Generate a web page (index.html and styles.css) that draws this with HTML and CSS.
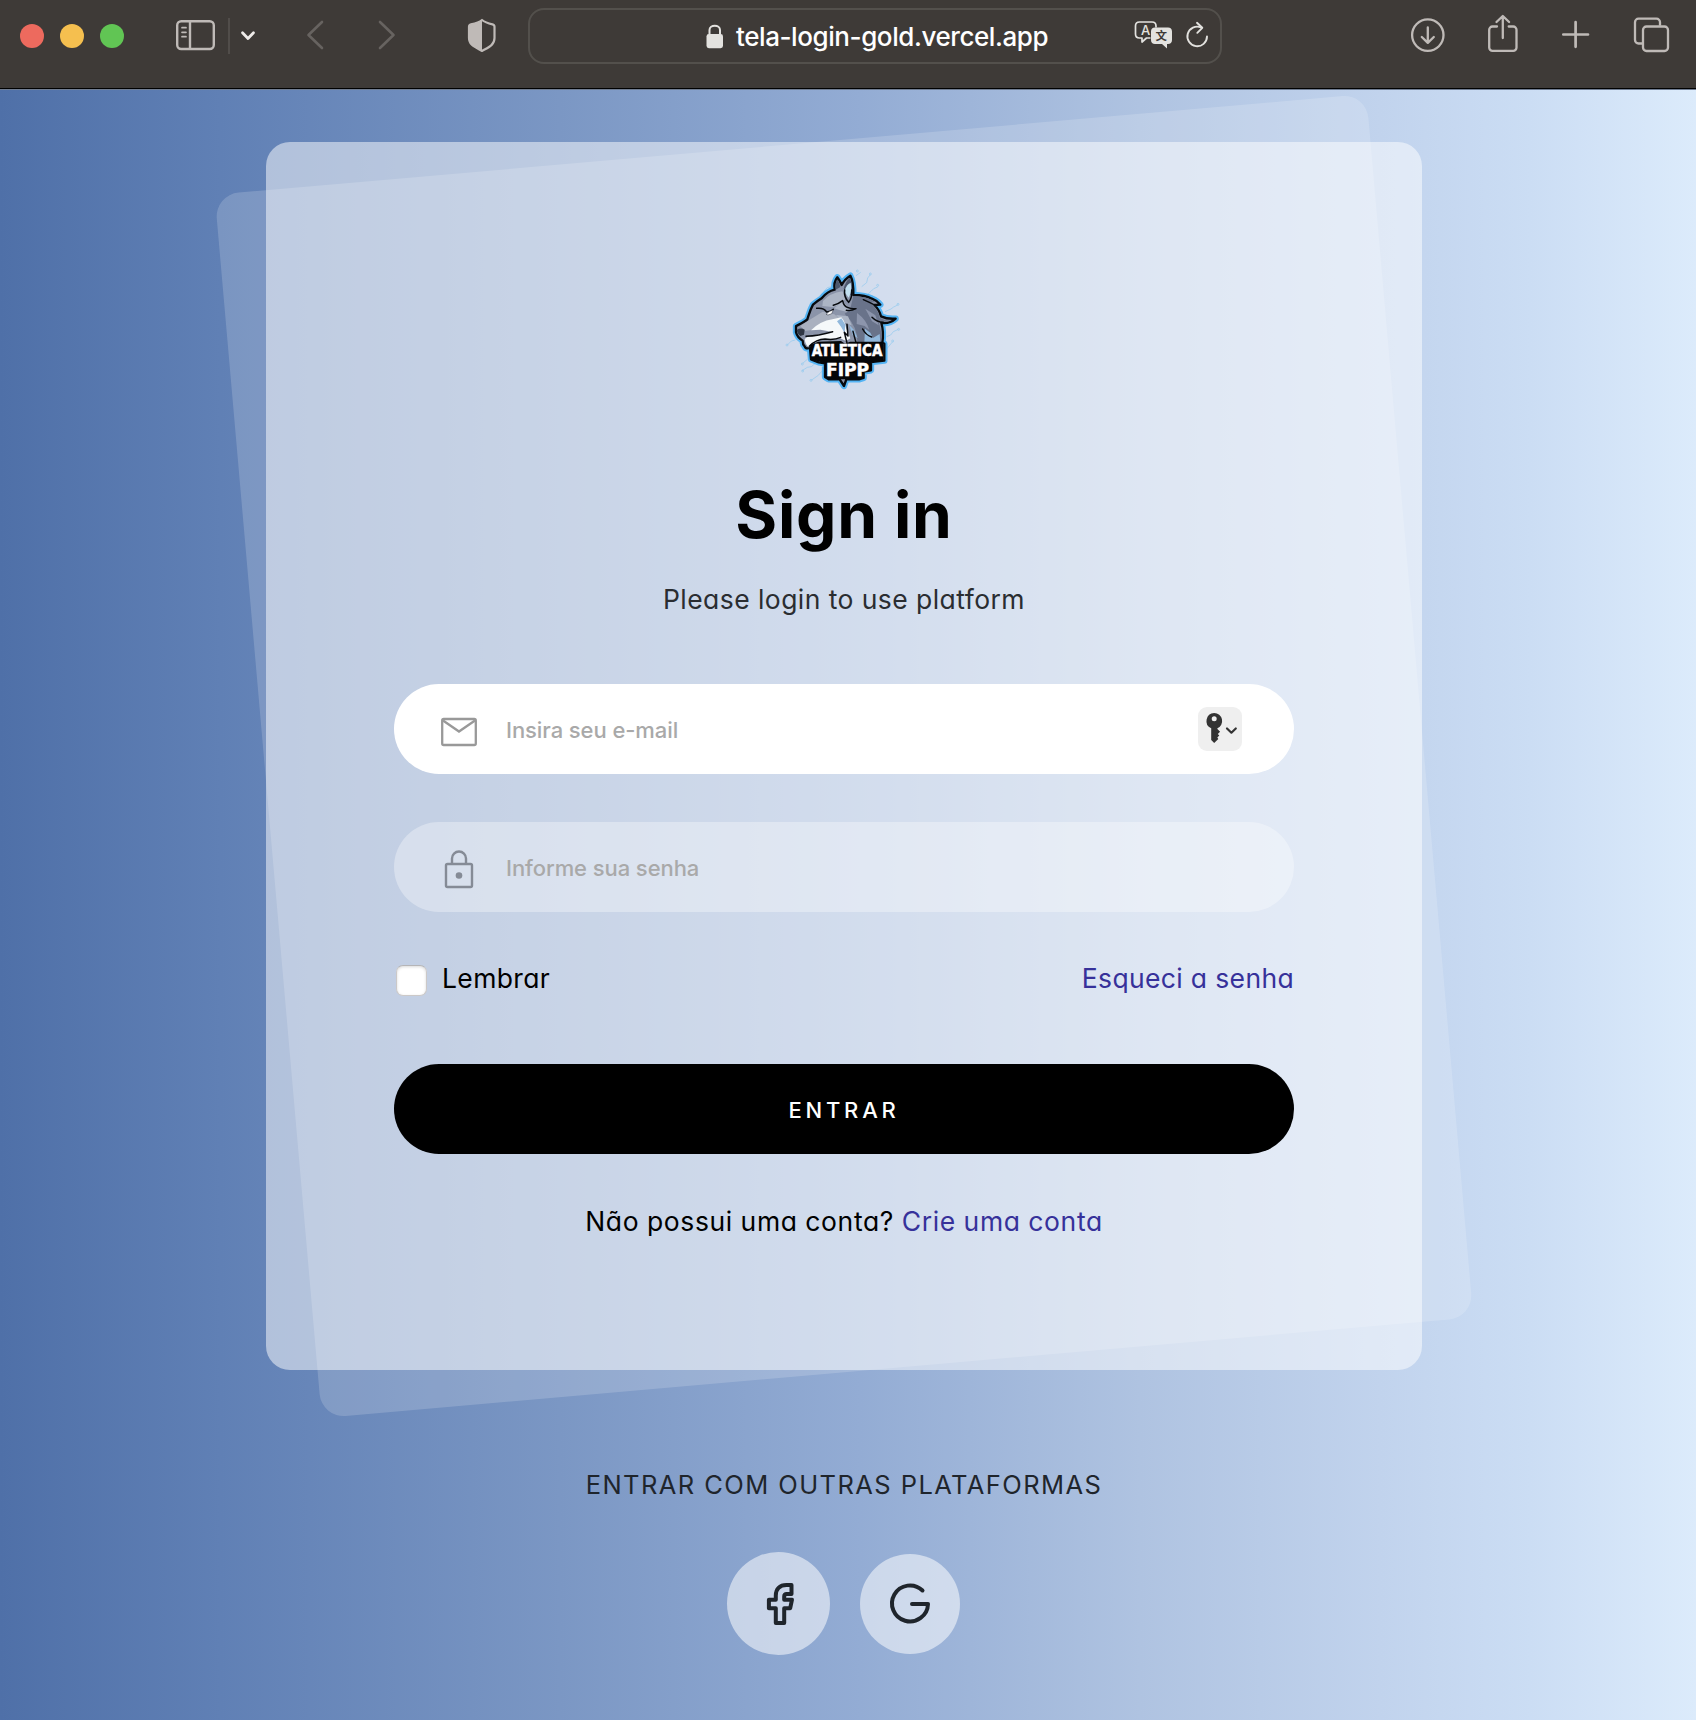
FILE: index.html
```html
<!DOCTYPE html>
<html lang="pt-BR">
<head>
<meta charset="utf-8">
<title>Sign in</title>
<link rel="stylesheet" href="styles.css">
</head>
<body>
<header class="toolbar">
  <div class="lights"><i class="light red"></i><i class="light yellow"></i><i class="light green"></i></div>
  <svg class="sidebar" width="40" height="70" viewBox="176 0 40 70" fill="none" stroke="#bfbab7" stroke-width="2.4"><rect x="177.200" y="21.200" width="36.600" height="27.800" rx="4"/><path d="M190 21v28"/><path d="M182 27.700h4M182 32.300h4M182 36.700h4" stroke-width="1.700" stroke-linecap="round"/></svg>
  <span class="divider"></span>
  <svg class="chevron" width="16" height="70" viewBox="240 0 16 70" fill="none" stroke="#eeebe9" stroke-width="2.800" stroke-linecap="round" stroke-linejoin="round"><path d="M242.500 32.800l5.500 5.700 5.500-5.700"/></svg>
  <svg class="back" width="18" height="70" viewBox="306 0 18 70" fill="none" stroke="#676360" stroke-width="2.600" stroke-linecap="round" stroke-linejoin="round"><path d="M322 22l-13.500 13L322 48"/></svg>
  <svg class="forward" width="18" height="70" viewBox="378 0 18 70" fill="none" stroke="#676360" stroke-width="2.600" stroke-linecap="round" stroke-linejoin="round"><path d="M380 22l13.500 13L380 48"/></svg>
  <svg class="shield" width="30" height="70" viewBox="467 0 30 70"><path d="M482 20c-3 2.500-8 3.700-11 4.400-1.300.3-2 1.200-2 2.400V38c0 7 6 9 13 13 7-4 12.500-6 12.500-13V26.800c0-1.200-.7-2.100-2-2.400-3-.7-7.500-1.900-10.500-4.400z" fill="none" stroke="#bfbab7" stroke-width="2.200" stroke-linejoin="round"/><path d="M482 20c-3 2.500-8 3.700-11 4.400-1.300.3-2 1.200-2 2.400V38c0 7 6 9 13 13z" fill="#bfbab7"/></svg>
  <div class="address">
    <svg class="padlock" width="18" height="54" viewBox="706 9 18 54"><rect x="706.500" y="34" width="16.500" height="14.200" rx="2.400" fill="#e3e2df"/><path d="M709.500 34.500V30c0-5.600 10.500-5.600 10.500 0v4.500" fill="none" stroke="#e3e2df" stroke-width="2"/></svg>
    <span class="url">tela-login-gold.vercel.app</span>
    <svg class="translate" width="40" height="54" viewBox="1134 9 40 54"><path d="M1150.500 38h-4l-4.500 4v-4h-2.500c-2.400 0-4-1.400-4-4v-8c0-2.600 1.600-4 4-4h12.500c2.400 0 4 1.400 4 4v1.500" fill="none" stroke="#e3e2df" stroke-width="1.700" stroke-linejoin="round"/><text x="1141" y="34.500" class="glyph" font-size="13">A</text><path d="M1155 27.500h13c2.500 0 4 1.500 4 4v8.500c0 2.500-1.500 4-4 4h-1v4.500l-5-4.500h-7c-2.500 0-4-1.500-4-4v-8.500c0-2.500 1.500-4 4-4z" fill="#e3e2df"/><text x="1155.500" y="40" class="glyph dark" font-size="11.500">文</text></svg>
    <svg class="reload" width="24" height="54" viewBox="1185 9 24 54" fill="none" stroke="#e3e2df" stroke-width="1.900" stroke-linecap="round" stroke-linejoin="round"><path d="M1207 36.500a9.800 9.800 0 1 1-6-9.100"/><path d="M1197 22.800l5.300 5-5 5"/></svg>
  </div>
  <svg class="download" width="36" height="70" viewBox="1410 0 36 70" fill="none" stroke="#bfbab7" stroke-width="2.300" stroke-linecap="round" stroke-linejoin="round"><circle cx="1427.800" cy="35.100" r="15.700"/><path d="M1427.800 27.500v14.800M1421.800 37l6 5.900 6-5.900"/></svg>
  <svg class="share" width="32" height="70" viewBox="1487 0 32 70" fill="none" stroke="#bfbab7" stroke-width="2.300" stroke-linecap="round" stroke-linejoin="round"><path d="M1497 26.500h-4.500a3.300 3.300 0 0 0-3.300 3.300v17.700a3.300 3.300 0 0 0 3.300 3.300h20.700a3.300 3.300 0 0 0 3.300-3.300V29.800a3.300 3.300 0 0 0-3.300-3.300h-4.500M1502.800 38V16.200M1496.500 22l6.300-6 6.300 6"/></svg>
  <svg class="plus" width="30" height="70" viewBox="1561 0 30 70" stroke="#bfbab7" stroke-width="2.700" stroke-linecap="round"><path d="M1563.300 34.500h24.700M1575.600 22.200v24.600"/></svg>
  <svg class="tabs" width="38" height="70" viewBox="1633 0 38 70" fill="none" stroke="#bfbab7" stroke-width="2.300"><rect x="1643" y="26.500" width="25" height="24.500" rx="3.500"/><path d="M1642 43.500h-3.500a3.500 3.500 0 0 1-3.500-3.500V22.200a3.500 3.500 0 0 1 3.500-3.500h18a3.500 3.500 0 0 1 3.500 3.500v3.500"/></svg>
</header>
<main class="page">
  <section class="card-wrap">
    <form class="card">
      <svg class="logo" width="150" height="150" viewBox="0 0 450 450">
        <g fill="none" stroke="#8fc8ee" stroke-width="2"><path d="M160 110l12-12 12-3 6-10M258 62l14-10M275 95l15-12 3-14 8-10M285 125l18-16 8-8 12-5M345 170l18-8 8-6 12-6M350 245l12-5 8-10 15-7M350 282l18-22M52 270l12-12 12-3M98 325l14-12M96 347l16-10 12-2 12-10M125 375l20-14 10-12"/><circle cx="262" cy="48" r="3"/><circle cx="301" cy="57" r="3"/><circle cx="323" cy="91" r="3"/><circle cx="384" cy="148" r="3"/><circle cx="386" cy="223" r="3"/><circle cx="368" cy="258" r="3"/><circle cx="51" cy="270" r="3"/><circle cx="97" cy="327" r="3"/><circle cx="98" cy="348" r="3"/><circle cx="123" cy="376" r="3"/></g>
        <path d="M78 213C92 206 104 201 112 193C117 178 120 165 129 149Q142 138 155 130Q172 109 194 104Q190 82 202 67Q210 77 215 90Q224 72 241 62Q251 80 250 120Q287 121 306 131Q322 137 331 149L313 150Q328 164 333 184Q352 193 377 191Q360 207 334 204Q342 230 337 264L343 266V317L303 321V346L281 350V369L267 373H229L222 393L209 373H176L165 366V325L146 322L123 313L120 279Q107 283 104 274Q98 269 98 257Q82 248 78 232Z" fill="none" stroke="#54b4f4" stroke-width="19" stroke-linejoin="round"/>
        <path d="M78 213C92 206 104 201 112 193C117 178 120 165 129 149Q142 138 155 130Q172 109 194 104Q190 82 202 67Q210 77 215 90Q224 72 241 62Q251 80 250 120Q287 121 306 131Q322 137 331 149L313 150Q328 164 333 184Q352 193 377 191Q360 207 334 204Q342 230 337 264L343 266V317L303 321V346L281 350V369L267 373H229L222 393L209 373H176L165 366V325L146 322L123 313L120 279Q107 283 104 274Q98 269 98 257Q82 248 78 232Z" fill="#8b94a9" stroke="#070a0e" stroke-width="7" stroke-linejoin="round"/>
        <path d="M250 123Q289 123 316 141L300 143Q326 164 329 188Q347 199 366 196Q346 204 324 197Q338 231 333 262H262Q264 216 224 176L240 166Z" fill="#69738a"/>
        <path d="M197 104Q195 85 202 73Q209 83 211 96ZM221 102Q226 79 240 68Q249 94 244 122Z" fill="#4d586d"/>
        <path d="M223 110Q229 88 242 83Q247 109 236 128Z" fill="#c2e0ef"/>
        <path d="M159 138Q180 114 217 109L229 128Q211 151 187 156L157 153ZM192 160L219 139L232 155L254 162L230 170L210 166ZM198 180L234 184L245 211L225 204L209 193Z" fill="#acb5c5"/>
        <path d="M91 213L123 192L158 170L193 178L207 190L170 204L126 225L105 228Z" fill="#a9b0bf"/>
        <path d="M104 252Q112 245 120 242Q153 240 184 230L151 224L123 226Q151 198 187 193L214 187Q226 201 229 221L241 250L228 258L211 250L186 252L151 253L117 277Q106 271 104 252Z" fill="#f5f8fa"/>
        <path d="M201 199L214 190L226 209L224 234L213 215ZM237 209L252 225L263 249L248 240ZM285 221L301 233L309 249L329 237L331 265H283Z" fill="#91b8dc"/>
        <path d="M261 174Q289 194 298 225L284 213L260 207ZM286 161L316 181L326 211L306 199Z" fill="#8c95ac"/>
        <path d="M80 225Q92 217 104 224L102 239L91 243Q83 239 80 225Z" fill="#303744"/>
        <g fill="none" stroke="#070a0e" stroke-width="4.500" stroke-linecap="round" stroke-linejoin="round"><path d="M140 160Q161 157 170 171Q183 170 190 163M108 244Q145 242 188 230M118 274Q139 252 165 252Q193 256 212 247M190 151Q207 146 218 137Q221 155 235 158Q245 163 258 161Q242 169 229 166M224 105Q221 126 236 142Q247 129 245 105M231 208L234 243L223 232L231 264M249 229L258 263M278 222Q287 240 305 246M280 134Q298 142 310 148M306 187Q321 202 340 202"/></g>
        <path d="M168 178Q177 167 190 165L185 176L174 180Z" fill="#fff" stroke="#222936" stroke-width="1.500"/>
        <path d="M120 270L145 260L213 258L225 266L240 260H340V317L303 321V346L281 350V369L267 373H176L165 366V325L123 313Z" fill="#050608"/>
        <text class="logo-text" x="125" y="304" font-size="47" textLength="212" lengthAdjust="spacingAndGlyphs">ATLETICA</text>
        <text class="logo-text" x="168" y="364" font-size="52" textLength="129" lengthAdjust="spacingAndGlyphs">FIPP</text>
      </svg>
      <h1 class="title">Sign in</h1>
      <p class="subtitle">Please login to use platform</p>
      <label class="field active">
        <svg width="38" height="40" viewBox="440 711 38 40" fill="none" stroke="#999" stroke-width="2.300"><rect x="442.200" y="719" width="33.600" height="26" rx="1.500"/><path d="M443 720.500l16 11 16-11"/></svg>
        <input type="email" placeholder="Insira seu e-mail">
        <span class="keychain"><svg width="44" height="44" viewBox="1198 707 44 44"><path d="M1214.200 713a8 8 0 0 1 3.200 15.300v.7l2.700 2.700-2.300 2.300 1.500 1.500-2 2 1 1.500-4.100 4-3-3V728.300a8 8 0 0 1 3-15.300zm0 3.300a2.500 2.500 0 1 0 0 5 2.500 2.500 0 0 0 0-5z" fill="#333" fill-rule="evenodd"/><path d="M1227 728.500l4.400 4.200 4.400-4.200" fill="none" stroke="#333" stroke-width="2.200" stroke-linecap="round" stroke-linejoin="round"/></svg></span>
      </label>
      <label class="field">
        <svg width="38" height="40" viewBox="440 849 38 40" fill="none" stroke="#858b96" stroke-width="2.400"><rect x="446" y="864" width="26" height="23" rx="1.500"/><path d="M452 864v-5.500a7 7 0 0 1 14 0v5.500"/><circle cx="459" cy="875.500" r="3.300" fill="#858b96" stroke="none"/></svg>
        <input type="password" placeholder="Informe sua senha">
      </label>
      <div class="options">
        <label class="remember"><input type="checkbox"><span>Lembrar</span></label>
        <a class="link forgot">Esqueci a senha</a>
      </div>
      <button type="button" class="submit">ENTRAR</button>
      <p class="signup"><span class="ask">Não possui uma conta?</span> <a class="link">Crie uma conta</a></p>
    </form>
  </section>
  <p class="others">ENTRAR COM OUTRAS PLATAFORMAS</p>
  <div class="social">
    <a class="round facebook"><svg width="48" height="48" viewBox="754 1580 48 48" fill="none" stroke="#1f252c" stroke-width="4" stroke-linejoin="round"><path d="M790.500 1585h-5c-7 0-10.700 4-10.700 10.500v4.200h-6.900v8.500h6.900v14.800h8.400v-14.800h6l1.800-8.500h-7.800v-3.200c0-1.700.8-2.500 2.500-2.500h4.800z"/></svg></a>
    <a class="round google"><svg width="48" height="48" viewBox="886 1580 48 48" fill="none" stroke="#1f252c" stroke-width="4" stroke-linecap="round" stroke-linejoin="round"><path d="M922.500 1590.500a18 18 0 1 0 5.500 13.500h-16"/></svg></a>
  </div>
</main>
</body>
</html>
```
FILE: styles.css
```css
* { box-sizing: border-box; }
body { margin: 0; width: 1696px; height: 1720px; overflow: hidden; font-family: Inter, "Noto Sans CJK SC", sans-serif; color: #000; display: flex; flex-direction: column; }
svg { display: block; flex: none; }
p, h1 { margin: 0; }

.toolbar { height: 90px; flex: none; background: #3e3a37; border-bottom: 1px solid #707d92; box-shadow: inset 0 -1px #000; display: flex; align-items: flex-start; padding-left: 20px; }
.lights { display: flex; gap: 16px; padding-top: 24px; }
.light { width: 24px; height: 24px; border-radius: 50%; }
.red { background: #ed6a5e; }
.yellow { background: #f5bf4f; }
.green { background: #61c554; }
.sidebar { margin-left: 52px; }
.divider { width: 2px; height: 36px; margin: 18px 0 0 12px; background: #514d4a; }
.chevron { margin-left: 10px; }
.back { margin-left: 50px; }
.forward { margin-left: 54px; }
.shield { margin-left: 71px; }
.address { width: 694px; height: 56px; margin: 8px 0 0 31px; border: 2px solid #53504c; border-radius: 16px; display: flex; padding-left: 176px; }
.address svg { margin-top: -1px; }
.url { width: 390px; margin-left: 12px; line-height: 53px; font-size: 26px; font-weight: 450; letter-spacing: -0.42px; color: #fff; white-space: nowrap; }
.translate { margin-left: 8px; }
.reload { margin-left: 11px; }
.glyph { fill: #e3e2df; font-family: Inter, "Noto Sans CJK SC", sans-serif; font-weight: 500; }
.glyph.dark { fill: #3e3a37; font-weight: 700; }
.download { margin-left: 188px; }
.share { margin-left: 41px; }
.plus { margin-left: 42px; }
.tabs { margin-left: 42px; }

.page { flex: 1; display: flex; flex-direction: column; align-items: center; padding: 52px 8px 0 0; background: linear-gradient(90deg, #4f70a8 0, #6080b5 220px, #7b97c4 560px, #93acd4 860px, #afc3e1 1140px, #c1d3ed 1380px, #cbddf4 1530px, #dcebfb 1696px); }
.card-wrap { position: relative; width: 1156px; height: 1228px; flex: none; }
.card-wrap::before { content: ""; position: absolute; inset: 0; border-radius: 24px; background: rgba(255, 255, 255, 0.17); transform: rotate(-5deg); }
.card { position: relative; height: 100%; border-radius: 24px; background: rgba(255, 255, 255, 0.5); padding: 113px 128px 0; display: flex; flex-direction: column; }
.logo { align-self: center; margin-left: 2px; }
.logo-text { font-family: "DejaVu Sans Condensed", "DejaVu Sans", sans-serif; font-weight: 700; fill: #fff; stroke: #fff; stroke-width: 1.5; }

.title, .subtitle, .options, .signup, .others { font-feature-settings: "cv11"; white-space: nowrap; }
.title { height: 80px; margin-top: 70px; text-align: center; font-size: 64px; line-height: 80px; font-weight: 650; letter-spacing: 0.8px; }
.subtitle { height: 40px; margin-top: 24px; text-align: center; font-size: 26.5px; line-height: 40px; letter-spacing: 0.44px; color: #2a2d31; }
.field { height: 90px; flex: none; margin-top: 48px; border-radius: 45px; background: rgba(255, 255, 255, 0.33); display: flex; align-items: center; padding: 4px 52px 0 46px; }
.field.active { margin-top: 65px; background: #fff; }
.field input { flex: 1; min-width: 0; height: 50px; margin-left: 28px; padding: 0 0 3px; border: 0; outline: 0; background: none; font: 450 22px Inter, sans-serif; letter-spacing: -0.08px; }
.field input::placeholder { color: #a9a9a9; opacity: 1; }
.keychain { margin-top: -4px; border-radius: 9px; background: #efefef; }
.options { height: 40px; margin-top: 46px; display: flex; justify-content: space-between; align-items: center; font-size: 26.5px; letter-spacing: 0.35px; }
.remember { display: flex; align-items: center; padding-left: 2px; }
.remember input { appearance: none; width: 31px; height: 31px; margin: 4px 15px 0 0; border: 1px solid #ccc9c8; border-top-color: #b5b5b7; border-radius: 7px; background: #fff; box-shadow: inset 0 1px 3px rgba(0, 0, 0, 0.15); }
.link { color: #36319a; }
.submit { height: 90px; flex: none; margin-top: 66px; border: 0; border-radius: 45px; background: #000; color: #fff; font: 500 22px Inter, sans-serif; letter-spacing: 3.8px; padding: 2px 0 0; }
.signup { height: 40px; margin-top: 47px; text-align: center; font-size: 26.5px; line-height: 40px; letter-spacing: 0.62px; word-spacing: -0.3px; }
.others { height: 40px; margin-top: 95px; font-size: 25.5px; line-height: 40px; letter-spacing: 1.42px; color: #1f252c; }
.social { display: flex; align-items: center; gap: 30px; margin: 47px 1px 0 0; }
.round { width: 100px; height: 100px; border-radius: 50%; background: rgba(255, 255, 255, 0.53); display: flex; align-items: center; justify-content: center; }
.facebook { width: 103px; height: 103px; }
```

..............................

#### [DIRECTIONS]
Your task is to pick out every line with the string "styles" and copy it.

#### [FULL OUTPUT]
Generate a web page (index.html and styles.css) that draws this with HTML and CSS.
<link rel="stylesheet" href="styles.css">
FILE: styles.css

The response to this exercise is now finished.